- **WHAT TO DO**: Determine the number of lines containing the word "styles". Reply with it and nothing else.

* * * * * * * * *

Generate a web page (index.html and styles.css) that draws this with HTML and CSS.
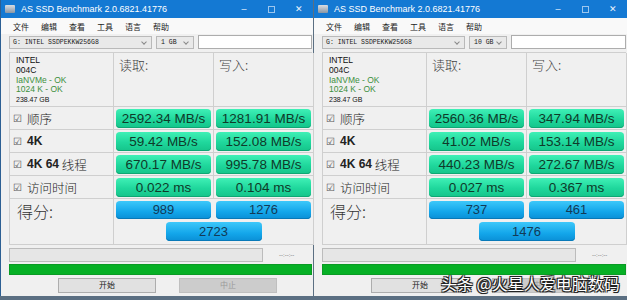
FILE: index.html
```html
<!DOCTYPE html>
<html lang="zh-CN">
<head>
  <meta charset="UTF-8" />
  <title>AS SSD Benchmark</title>
  <link rel="stylesheet" href="styles.css">
</head>
<body>
  <div class="desktop">
    <!-- left window: 1 GB run -->
    <div class="window">
      <div class="titlebar">
        <span class="app-icon"></span>
        <span class="title">AS SSD Benchmark 2.0.6821.41776</span>
        <span class="controls"><span>&#8211;</span><span class="max"></span><span>&#10005;</span></span>
      </div>
      <div class="menubar">
        <span>文件</span><span>编辑</span><span>查看</span><span>工具</span><span>语言</span><span>帮助</span>
      </div>
      <div class="drive-row">
        <div class="select drive">G: INTEL SSDPEKKW256G8<span class="caret"></span></div>
        <div class="select size">1 GB<span class="caret"></span></div>
        <div class="textbox"></div>
      </div>
      <div class="panel">
        <div class="cell info">
          <div>INTEL</div>
          <div>004C</div>
          <div class="ok">IaNVMe - OK</div>
          <div class="ok">1024 K - OK</div>
          <div class="small">238.47 GB</div>
        </div>
        <div class="cell head">读取:</div>
        <div class="cell head">写入:</div>

        <div class="cell label"><span class="check">&#9745;</span>顺序</div>
        <div class="cell"><div class="bar">2592.34 MB/s</div></div>
        <div class="cell"><div class="bar">1281.91 MB/s</div></div>

        <div class="cell label"><span class="check">&#9745;</span><b>4K</b></div>
        <div class="cell"><div class="bar">59.42 MB/s</div></div>
        <div class="cell"><div class="bar">152.08 MB/s</div></div>

        <div class="cell label"><span class="check">&#9745;</span><b>4K 64</b>&nbsp;线程</div>
        <div class="cell"><div class="bar">670.17 MB/s</div></div>
        <div class="cell"><div class="bar">995.78 MB/s</div></div>

        <div class="cell label"><span class="check">&#9745;</span>访问时间</div>
        <div class="cell"><div class="bar">0.022 ms</div></div>
        <div class="cell"><div class="bar">0.104 ms</div></div>

        <div class="cell score-label">得分:</div>
        <div class="cell scores">
          <div class="score">989</div>
          <div class="score">1276</div>
          <div class="score total">2723</div>
        </div>
      </div>
      <div class="progress-row">
        <div class="progress"></div>
        <span class="time">--:--:--</span>
      </div>
      <div class="green-bar"></div>
      <div class="buttons">
        <div class="btn">开始</div>
        <div class="btn disabled">中止</div>
      </div>
    </div>

    <!-- right window: 10 GB run -->
    <div class="window">
      <div class="titlebar">
        <span class="app-icon"></span>
        <span class="title">AS SSD Benchmark 2.0.6821.41776</span>
        <span class="controls"><span>&#8211;</span><span class="max"></span><span>&#10005;</span></span>
      </div>
      <div class="menubar">
        <span>文件</span><span>编辑</span><span>查看</span><span>工具</span><span>语言</span><span>帮助</span>
      </div>
      <div class="drive-row">
        <div class="select drive">G: INTEL SSDPEKKW256G8<span class="caret"></span></div>
        <div class="select size">10 GB<span class="caret"></span></div>
        <div class="textbox"></div>
      </div>
      <div class="panel">
        <div class="cell info">
          <div>INTEL</div>
          <div>004C</div>
          <div class="ok">IaNVMe - OK</div>
          <div class="ok">1024 K - OK</div>
          <div class="small">238.47 GB</div>
        </div>
        <div class="cell head">读取:</div>
        <div class="cell head">写入:</div>

        <div class="cell label"><span class="check">&#9745;</span>顺序</div>
        <div class="cell"><div class="bar">2560.36 MB/s</div></div>
        <div class="cell"><div class="bar">347.94 MB/s</div></div>

        <div class="cell label"><span class="check">&#9745;</span><b>4K</b></div>
        <div class="cell"><div class="bar">41.02 MB/s</div></div>
        <div class="cell"><div class="bar">153.14 MB/s</div></div>

        <div class="cell label"><span class="check">&#9745;</span><b>4K 64</b>&nbsp;线程</div>
        <div class="cell"><div class="bar">440.23 MB/s</div></div>
        <div class="cell"><div class="bar">272.67 MB/s</div></div>

        <div class="cell label"><span class="check">&#9745;</span>访问时间</div>
        <div class="cell"><div class="bar">0.027 ms</div></div>
        <div class="cell"><div class="bar">0.367 ms</div></div>

        <div class="cell score-label">得分:</div>
        <div class="cell scores">
          <div class="score">737</div>
          <div class="score">461</div>
          <div class="score total">1476</div>
        </div>
      </div>
      <div class="progress-row">
        <div class="progress"></div>
        <span class="time">--:--:--</span>
      </div>
      <div class="green-bar"></div>
      <div class="buttons">
        <div class="btn">开始</div>
        <div class="btn disabled">中止</div>
      </div>
    </div>

    <div class="watermark">头条 @火星人爱电脑数码</div>
  </div>
</body>
</html>
```

FILE: styles.css
```css
* {
  box-sizing: border-box;
}

body {
  margin: 0;
  padding: 0;
  width: 627px;
  height: 300px;
  overflow: hidden;
  background: #c9d3dc;
  font-family: "Liberation Sans", "Noto Sans CJK SC", sans-serif;
  color: #111;
}

.desktop {
  position: relative;
  display: flex;
  gap: 1px;
  width: 627px;
  height: 300px;
  background: #5b6f82;
}

.window {
  width: 313px;
  height: 296px;
  background: #f0f0f0;
  display: flex;
  flex-direction: column;
}

.window:first-child {
  border-left: 1px solid #2c5f93;
}

/* title bar */
.titlebar {
  height: 18px;
  background: #1479d3;
  color: #fff;
  display: flex;
  align-items: center;
  padding-left: 4px;
}

.app-icon {
  width: 10px;
  height: 8px;
  background: linear-gradient(#d8dde3, #8a96a3);
  border-radius: 1px;
  margin-right: 6px;
}

.title {
  font-size: 9px;
  flex: 1;
  white-space: nowrap;
}

.controls {
  display: flex;
  align-items: center;
  font-size: 9px;
  color: #e8f2fc;
}

.controls span {
  width: 28px;
  text-align: center;
}

.controls .max {
  width: 7px;
  height: 7px;
  border: 1px solid #9cc6ee;
  margin: 0 10px;
}

/* menu */
.menubar {
  height: 16px;
  background: #f9f9f9;
  display: flex;
  align-items: center;
  padding-left: 12px;
  gap: 12px;
  font-size: 8px;
  color: #222;
}

.drive-row {
  height: 16px;
  display: flex;
  align-items: center;
  padding: 0 0 0 8px;
  gap: 4px;
  background: #f0f0f0;
}

.select {
  position: relative;
  height: 13px;
  background: #e9e9e9;
  border: 1px solid #b9b9b9;
  font-family: "Liberation Mono", monospace;
  font-size: 6.5px;
  line-height: 11px;
  padding-left: 3px;
  color: #222;
}

.select.drive {
  width: 143px;
}

.select.size {
  width: 38px;
  font-size: 6.5px;
  padding-left: 4px;
}

.caret {
  position: absolute;
  right: 5px;
  top: 3px;
  width: 4px;
  height: 4px;
  border-right: 1px solid #888;
  border-bottom: 1px solid #888;
  transform: rotate(45deg);
}

.textbox {
  flex: 1;
  height: 14px;
  background: #fff;
  border: 1px solid #adadad;
  margin-right: 1px;
}

/* result grid */
.panel {
  margin: 2px 1px 0 8px;
  display: grid;
  grid-template-columns: 104px 100px 100px;
  grid-template-rows: 54px 23px 23px 23px 23px 46px;
  border-top: 1px solid #cfcfcf;
  border-left: 1px solid #cfcfcf;
}

.cell {
  border-right: 1px solid #cfcfcf;
  border-bottom: 1px solid #cfcfcf;
  padding: 2px;
}

.info {
  padding: 3px 0 0 6px;
  font-size: 8.5px;
  line-height: 9.8px;
}

.info .ok {
  color: #3d8f3d;
}

.info .small {
  font-size: 7px;
}

.head {
  font-family: "Noto Sans CJK SC", sans-serif;
  font-weight: 300;
  font-size: 13px;
  color: #444;
  padding: 2px 0 0 5px;
}

.label {
  display: flex;
  align-items: center;
  padding-left: 3px;
  font-family: "Noto Sans CJK SC", sans-serif;
  font-weight: 300;
  font-size: 12.5px;
  color: #222;
}

.label b {
  font-family: "Liberation Sans", sans-serif;
  font-weight: bold;
  font-size: 12px;
}

.check {
  font-family: "DejaVu Sans", sans-serif;
  font-size: 10px;
  color: #555;
  margin-right: 5px;
}

.bar {
  height: 19px;
  border-radius: 4px;
  background: linear-gradient(#3ff0b6, #1fd79c 55%, #15c48a);
  box-shadow: inset 0 -1px 0 #0fa774;
  color: #0f3a2a;
  font-size: 13.5px;
  line-height: 19px;
  text-align: center;
}

.score-label {
  font-family: "Noto Sans CJK SC", sans-serif;
  font-weight: 300;
  font-size: 16px;
  color: #333;
  padding: 0 0 0 7px;
}

.scores {
  grid-column: 2 / 4;
  display: grid;
  grid-template-columns: 1fr 1fr;
  grid-template-rows: 18px 19px;
  gap: 3px 5px;
  padding: 2px 2px 0 2px;
}

.score {
  border-radius: 4px;
  background: linear-gradient(#3dc8fa, #13a6ea 60%, #0a8fd6);
  box-shadow: inset 0 -1px 0 #0879b8;
  color: #123a57;
  font-size: 13px;
  line-height: 18px;
  text-align: center;
}

.score.total {
  grid-column: 1 / 3;
  justify-self: center;
  width: 96px;
  line-height: 19px;
}

/* bottom part */
.progress-row {
  display: flex;
  align-items: center;
  margin: 3px 0 0 8px;
  height: 14px;
}

.progress {
  width: 254px;
  height: 14px;
  background: #e6e6e6;
  border: 1px solid #bcbcbc;
}

.time {
  font-size: 6px;
  color: #666;
  margin-left: 16px;
}

.green-bar {
  margin: 2px 1px 0 8px;
  height: 11px;
  background: #06b025;
  border: 1px solid #0a9a24;
}

.buttons {
  display: flex;
  gap: 23px;
  margin: 3px 0 0 57px;
}

.btn {
  width: 98px;
  height: 15px;
  background: #e1e1e1;
  border: 1px solid #adadad;
  font-size: 8px;
  line-height: 13px;
  text-align: center;
  color: #222;
}

.btn.disabled {
  background: #cccccc;
  border-color: #bfbfbf;
  color: #9a9a9a;
}

.watermark {
  position: absolute;
  left: 441px;
  top: 271px;
  font-family: "Noto Sans CJK SC", sans-serif;
  font-size: 16px;
  color: #fff;
  white-space: nowrap;
  text-shadow: -1px -1px 0 #222, 1px -1px 0 #222, -1px 1px 0 #222, 1px 1px 0 #222, 0 0 2px #000;
}
```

* * * * * * * * *

- **OUTPUT FOR THIS TASK**: 3